P.S. The leftovers, if there are any, taste delicious stirred into your yogurt and granola the next morning. Or on top of pancakes. Just saying.

Rhubarb Thyme Hand Pies

Rhubarb Thyme Hand Pies

Rhubarb Thyme Hand Pies
Rhubarb Thyme Hand Pies

It’s early spring. Do you know what that means? It means rhubarb. Yep. I couldn’t be more excited. Jonah and I went to the farmer’s market and I picked up about two pounds of the it and I decided to make Rhubarb Thyme Hand Pies. Now, I have only made hand pies once before, and they were delicious. I followed a recipe from the Dahlia Bakery cookbook, so the dough was specifically for hand pies, as was the filling. But I didn’t really have a recipe for these, so I decided to wing it.

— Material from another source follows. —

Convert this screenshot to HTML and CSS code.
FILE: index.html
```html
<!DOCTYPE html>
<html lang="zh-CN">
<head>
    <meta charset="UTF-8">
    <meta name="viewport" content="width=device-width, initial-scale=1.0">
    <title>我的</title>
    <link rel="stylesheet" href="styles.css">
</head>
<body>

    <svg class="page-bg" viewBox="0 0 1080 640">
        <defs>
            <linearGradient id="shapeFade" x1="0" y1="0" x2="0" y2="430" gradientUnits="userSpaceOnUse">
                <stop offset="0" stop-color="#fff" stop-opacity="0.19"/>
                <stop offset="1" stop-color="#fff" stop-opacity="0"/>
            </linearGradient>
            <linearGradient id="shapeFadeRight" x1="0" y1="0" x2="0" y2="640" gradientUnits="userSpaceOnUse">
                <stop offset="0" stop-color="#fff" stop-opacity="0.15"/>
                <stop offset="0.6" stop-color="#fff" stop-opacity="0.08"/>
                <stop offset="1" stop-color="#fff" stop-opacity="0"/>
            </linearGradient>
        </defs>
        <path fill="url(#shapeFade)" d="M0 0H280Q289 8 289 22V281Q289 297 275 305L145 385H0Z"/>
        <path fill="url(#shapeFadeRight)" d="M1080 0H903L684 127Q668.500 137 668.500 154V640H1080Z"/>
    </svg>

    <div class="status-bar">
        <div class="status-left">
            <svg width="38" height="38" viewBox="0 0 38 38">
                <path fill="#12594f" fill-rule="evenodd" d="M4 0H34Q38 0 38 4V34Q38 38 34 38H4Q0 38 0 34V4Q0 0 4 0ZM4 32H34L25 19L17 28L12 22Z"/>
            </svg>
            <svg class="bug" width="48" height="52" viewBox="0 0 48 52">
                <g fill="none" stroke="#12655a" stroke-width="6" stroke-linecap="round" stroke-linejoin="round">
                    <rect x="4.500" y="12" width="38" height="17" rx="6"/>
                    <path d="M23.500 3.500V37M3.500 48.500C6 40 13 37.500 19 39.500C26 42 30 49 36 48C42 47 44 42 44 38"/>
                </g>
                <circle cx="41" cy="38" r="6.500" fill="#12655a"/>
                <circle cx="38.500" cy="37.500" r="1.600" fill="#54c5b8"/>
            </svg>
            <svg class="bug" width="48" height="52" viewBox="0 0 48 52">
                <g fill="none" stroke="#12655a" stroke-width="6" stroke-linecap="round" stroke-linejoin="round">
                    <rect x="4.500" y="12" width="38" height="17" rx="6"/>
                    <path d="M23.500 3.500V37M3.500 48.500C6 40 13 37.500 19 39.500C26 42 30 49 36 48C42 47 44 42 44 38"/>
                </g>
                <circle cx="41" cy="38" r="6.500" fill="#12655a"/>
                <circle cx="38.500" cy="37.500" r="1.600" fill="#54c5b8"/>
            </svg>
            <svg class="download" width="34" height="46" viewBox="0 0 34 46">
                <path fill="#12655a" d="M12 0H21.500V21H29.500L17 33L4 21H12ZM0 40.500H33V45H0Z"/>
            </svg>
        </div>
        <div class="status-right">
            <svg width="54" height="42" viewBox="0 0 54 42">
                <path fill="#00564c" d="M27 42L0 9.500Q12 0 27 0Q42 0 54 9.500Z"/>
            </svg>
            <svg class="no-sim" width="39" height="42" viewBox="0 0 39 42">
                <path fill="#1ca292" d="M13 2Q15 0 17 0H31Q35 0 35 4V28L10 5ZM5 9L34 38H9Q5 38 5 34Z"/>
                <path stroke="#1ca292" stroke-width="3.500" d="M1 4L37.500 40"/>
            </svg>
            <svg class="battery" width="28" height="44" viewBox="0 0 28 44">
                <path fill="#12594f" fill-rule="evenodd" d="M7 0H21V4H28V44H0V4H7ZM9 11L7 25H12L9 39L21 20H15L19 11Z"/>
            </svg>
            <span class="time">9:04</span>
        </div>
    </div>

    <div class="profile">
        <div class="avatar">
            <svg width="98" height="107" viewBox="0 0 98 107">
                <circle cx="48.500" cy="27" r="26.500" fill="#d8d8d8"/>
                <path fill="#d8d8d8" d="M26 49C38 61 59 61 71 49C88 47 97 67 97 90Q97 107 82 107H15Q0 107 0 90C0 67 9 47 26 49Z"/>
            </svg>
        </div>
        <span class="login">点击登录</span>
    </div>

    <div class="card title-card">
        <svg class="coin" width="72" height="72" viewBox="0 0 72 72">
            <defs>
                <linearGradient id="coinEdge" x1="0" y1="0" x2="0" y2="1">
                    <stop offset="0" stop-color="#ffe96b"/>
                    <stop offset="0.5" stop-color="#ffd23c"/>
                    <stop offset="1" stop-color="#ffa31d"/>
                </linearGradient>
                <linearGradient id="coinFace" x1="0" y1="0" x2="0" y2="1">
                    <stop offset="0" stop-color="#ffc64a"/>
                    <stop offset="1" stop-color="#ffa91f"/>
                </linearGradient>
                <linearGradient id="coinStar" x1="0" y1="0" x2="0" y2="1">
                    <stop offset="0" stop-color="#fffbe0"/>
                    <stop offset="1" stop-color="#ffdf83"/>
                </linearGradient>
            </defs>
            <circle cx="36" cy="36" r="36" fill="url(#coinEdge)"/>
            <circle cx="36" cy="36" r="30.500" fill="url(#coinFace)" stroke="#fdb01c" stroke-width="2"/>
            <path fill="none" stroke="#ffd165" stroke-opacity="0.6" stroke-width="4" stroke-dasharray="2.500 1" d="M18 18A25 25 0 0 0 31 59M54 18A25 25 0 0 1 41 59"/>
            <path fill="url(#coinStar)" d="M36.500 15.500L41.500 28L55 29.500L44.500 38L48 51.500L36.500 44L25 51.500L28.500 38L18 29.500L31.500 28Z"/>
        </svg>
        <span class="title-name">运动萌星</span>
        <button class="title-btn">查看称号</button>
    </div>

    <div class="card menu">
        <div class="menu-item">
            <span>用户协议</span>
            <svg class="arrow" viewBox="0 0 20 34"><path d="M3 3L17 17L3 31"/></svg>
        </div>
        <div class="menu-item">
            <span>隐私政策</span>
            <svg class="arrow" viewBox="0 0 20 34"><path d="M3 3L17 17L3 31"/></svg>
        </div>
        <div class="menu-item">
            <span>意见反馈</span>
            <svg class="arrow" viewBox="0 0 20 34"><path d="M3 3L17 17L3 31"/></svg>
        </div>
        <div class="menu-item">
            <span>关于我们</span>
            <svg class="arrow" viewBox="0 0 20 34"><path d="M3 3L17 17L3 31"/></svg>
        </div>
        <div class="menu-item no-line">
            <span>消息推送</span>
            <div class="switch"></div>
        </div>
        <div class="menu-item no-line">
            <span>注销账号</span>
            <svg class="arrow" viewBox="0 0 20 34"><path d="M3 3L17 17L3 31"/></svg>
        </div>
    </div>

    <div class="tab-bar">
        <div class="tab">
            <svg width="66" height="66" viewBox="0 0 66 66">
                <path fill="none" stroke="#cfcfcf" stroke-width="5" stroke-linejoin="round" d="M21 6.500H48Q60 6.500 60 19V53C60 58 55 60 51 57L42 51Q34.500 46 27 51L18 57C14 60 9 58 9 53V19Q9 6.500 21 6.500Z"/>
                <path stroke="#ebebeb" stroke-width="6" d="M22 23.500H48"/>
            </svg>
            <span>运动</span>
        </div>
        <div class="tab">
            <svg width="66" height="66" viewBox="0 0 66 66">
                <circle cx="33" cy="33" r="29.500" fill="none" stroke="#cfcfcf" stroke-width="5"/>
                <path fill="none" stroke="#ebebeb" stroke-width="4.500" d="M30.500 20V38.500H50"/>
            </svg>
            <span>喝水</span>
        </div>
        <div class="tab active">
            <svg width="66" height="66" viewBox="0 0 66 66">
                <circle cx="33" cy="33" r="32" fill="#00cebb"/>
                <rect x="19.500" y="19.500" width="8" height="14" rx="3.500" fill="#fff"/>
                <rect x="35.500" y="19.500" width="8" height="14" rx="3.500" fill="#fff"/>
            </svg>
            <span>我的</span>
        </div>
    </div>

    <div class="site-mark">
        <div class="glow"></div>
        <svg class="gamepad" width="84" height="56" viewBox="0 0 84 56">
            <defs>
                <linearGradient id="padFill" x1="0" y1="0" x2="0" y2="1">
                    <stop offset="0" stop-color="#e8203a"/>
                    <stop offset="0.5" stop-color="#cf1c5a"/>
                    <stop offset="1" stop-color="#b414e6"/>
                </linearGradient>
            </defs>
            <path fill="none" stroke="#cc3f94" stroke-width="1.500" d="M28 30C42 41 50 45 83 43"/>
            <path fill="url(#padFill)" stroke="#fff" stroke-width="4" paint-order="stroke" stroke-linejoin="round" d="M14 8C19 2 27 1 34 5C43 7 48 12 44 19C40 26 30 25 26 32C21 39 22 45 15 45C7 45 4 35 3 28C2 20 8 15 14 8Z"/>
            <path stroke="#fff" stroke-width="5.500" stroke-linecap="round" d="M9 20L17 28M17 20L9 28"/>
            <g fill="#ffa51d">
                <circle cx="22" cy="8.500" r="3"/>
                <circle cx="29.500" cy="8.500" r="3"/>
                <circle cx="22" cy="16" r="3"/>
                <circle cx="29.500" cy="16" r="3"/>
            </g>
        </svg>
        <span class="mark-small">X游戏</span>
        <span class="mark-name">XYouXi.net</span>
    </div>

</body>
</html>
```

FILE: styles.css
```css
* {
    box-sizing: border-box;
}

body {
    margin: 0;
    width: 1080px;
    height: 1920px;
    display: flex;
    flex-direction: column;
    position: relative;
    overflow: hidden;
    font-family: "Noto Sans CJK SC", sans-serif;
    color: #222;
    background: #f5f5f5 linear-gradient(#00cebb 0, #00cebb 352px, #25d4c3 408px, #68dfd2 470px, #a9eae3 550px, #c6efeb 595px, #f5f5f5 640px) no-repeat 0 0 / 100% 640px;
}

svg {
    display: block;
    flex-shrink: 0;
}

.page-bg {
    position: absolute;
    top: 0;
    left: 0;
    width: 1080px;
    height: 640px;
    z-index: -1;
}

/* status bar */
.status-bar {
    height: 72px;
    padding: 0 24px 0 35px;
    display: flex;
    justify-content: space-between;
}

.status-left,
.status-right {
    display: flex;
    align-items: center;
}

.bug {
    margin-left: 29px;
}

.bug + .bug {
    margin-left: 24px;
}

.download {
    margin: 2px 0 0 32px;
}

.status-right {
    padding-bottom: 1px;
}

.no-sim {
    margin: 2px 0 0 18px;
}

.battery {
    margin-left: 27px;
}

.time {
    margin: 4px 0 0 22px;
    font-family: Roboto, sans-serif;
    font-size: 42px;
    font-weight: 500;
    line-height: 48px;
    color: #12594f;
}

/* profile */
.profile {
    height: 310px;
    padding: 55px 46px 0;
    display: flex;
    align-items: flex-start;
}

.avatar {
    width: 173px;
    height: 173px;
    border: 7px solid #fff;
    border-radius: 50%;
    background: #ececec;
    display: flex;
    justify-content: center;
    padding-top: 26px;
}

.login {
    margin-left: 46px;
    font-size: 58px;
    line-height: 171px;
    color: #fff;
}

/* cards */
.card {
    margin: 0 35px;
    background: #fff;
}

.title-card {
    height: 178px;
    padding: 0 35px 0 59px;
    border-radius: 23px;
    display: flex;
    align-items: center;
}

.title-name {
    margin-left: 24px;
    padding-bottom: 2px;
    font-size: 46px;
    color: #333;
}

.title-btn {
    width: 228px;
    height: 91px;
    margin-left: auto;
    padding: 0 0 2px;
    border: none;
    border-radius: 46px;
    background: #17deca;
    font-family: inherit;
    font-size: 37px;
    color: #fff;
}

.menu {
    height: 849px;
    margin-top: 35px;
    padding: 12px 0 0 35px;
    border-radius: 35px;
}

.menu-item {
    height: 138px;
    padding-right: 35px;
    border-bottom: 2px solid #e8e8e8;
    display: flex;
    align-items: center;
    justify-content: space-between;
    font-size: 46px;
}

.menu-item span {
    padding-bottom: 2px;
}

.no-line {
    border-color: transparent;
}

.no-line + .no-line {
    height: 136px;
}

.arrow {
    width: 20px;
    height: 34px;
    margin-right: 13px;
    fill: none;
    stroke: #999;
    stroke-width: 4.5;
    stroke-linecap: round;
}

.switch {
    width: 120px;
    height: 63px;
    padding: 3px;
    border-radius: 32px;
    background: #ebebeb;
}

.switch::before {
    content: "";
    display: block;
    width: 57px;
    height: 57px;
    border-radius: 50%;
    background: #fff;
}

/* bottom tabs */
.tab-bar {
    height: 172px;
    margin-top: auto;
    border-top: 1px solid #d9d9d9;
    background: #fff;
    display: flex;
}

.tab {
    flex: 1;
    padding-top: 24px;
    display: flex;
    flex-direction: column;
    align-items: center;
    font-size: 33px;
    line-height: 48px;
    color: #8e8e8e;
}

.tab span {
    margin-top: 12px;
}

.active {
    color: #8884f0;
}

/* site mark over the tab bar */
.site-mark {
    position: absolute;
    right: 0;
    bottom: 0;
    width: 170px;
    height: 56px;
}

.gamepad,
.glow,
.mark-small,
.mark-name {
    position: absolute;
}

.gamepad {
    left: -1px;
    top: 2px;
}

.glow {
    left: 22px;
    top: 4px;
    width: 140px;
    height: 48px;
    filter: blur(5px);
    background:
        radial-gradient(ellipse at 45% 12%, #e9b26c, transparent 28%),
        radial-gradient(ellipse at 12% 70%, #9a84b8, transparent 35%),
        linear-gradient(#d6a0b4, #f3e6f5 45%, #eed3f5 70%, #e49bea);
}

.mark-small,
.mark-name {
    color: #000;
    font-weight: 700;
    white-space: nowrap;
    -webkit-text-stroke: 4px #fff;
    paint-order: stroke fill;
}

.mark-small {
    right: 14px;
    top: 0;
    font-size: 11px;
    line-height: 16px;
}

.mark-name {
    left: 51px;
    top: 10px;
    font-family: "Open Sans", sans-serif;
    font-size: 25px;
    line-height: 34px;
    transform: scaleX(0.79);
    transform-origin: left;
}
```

Part of my concern with kind of winging it was that the dough would be too delicate and flaky to hold up as a handpie. Second, I worried that the filling, being mostly rhubarb which falls apart as soon as it’s cooked, would be too liquidy, not enough solid. So I did a little research, and while I wasn’t completely happy, it was certainly a first step. I think I made the pies a bit too big. I didn’t really want to do the 3.5 inch circular cookie cutter route (cutout two circles, run milk around the edge of the bottom one, fill inside the milk edge with filling, put another circle on top and seal the edges), so instead I divided my dough into 8 pieces and rolled each one out until it was about 1/4 inch thick. I like the way these are shaped better, a little more rustic seeming, but I do think that they might’ve held up better if I had gone the cookie cutter route. The dough was, as I was concerned about, a little too delicate and started to crumble when you picked it up. And I certainly could’ve put more filling in each pie (the leftover filling is in a tupperware at home, and I’m looking forward to stirring it in with some Greek yogurt for a snack later).

All that being said, they were definitely tasty, and I would recommend them! But hopefully I’ll be trying another batch here soon with a few changes. I’ll let you know how it goes.

Rhubarb Thyme Hand Pies

Ingredients

Pie Crust

2 cups flour
1 cup butter (2 sticks), cold, cut into cubes
1 tsp salt
up to 1/4 cup water

Rhubarb Filling

4 cups rhubarb, in a half inch dice
3/4 cup sugar
1/2 – 1 tsp fresh thyme
Milk for sealing

Instructions

Pie Crust

In a mixer or a food processor, combine the flour, butter, and salt. If the dough is not coming together, add water, 2 Tbl at a time, until it does. Form dough into two discs, wrap in saran wrap, and refrigerate for at least 1 hour.

Rhubarb Filling

While the dough is refrigerating, put cubed rhubarb, sugar, and thyme into a small saucepan. Over medium heat, cook the rhubarb until it breaks down and simmers for a couple minutes. Allow the filling to cool while the dough finishes up in the fridge.

Preheat your oven to 375 degrees. Divide each disc into 6 even pieces (I only did 4 and the hand pies were too big, in my opinion). On a floured surface, roll each piece of dough into as circular a shape as you can. You’re going to be folding them in half, so even if they’re not so round, symmetrically misshapen is best. Line a baking sheet with parchment paper, and assemble the pies on the baking sheet. What does assembling them entail? Well, dunk your fingers in milk and wet the edge of your circle of dough. Fill half of that circle, inside the milk line, with the rhubarb filling, and fold the opposite side of dough over the filling. Press around the edges, allowing the milk to seal the two sides of the dough together. With a fork, press around the edges, and use a knife to cut three little slits in the top for steam (this way the pies are less likely to explode). I was able to fit 4 on a pan, but because yours will probably be smaller, you may be able to fit 6. Bake for 20-35 minutes or until the dough looks cooked and the edges are golden brown. Allow to cool for about an hour before digging in.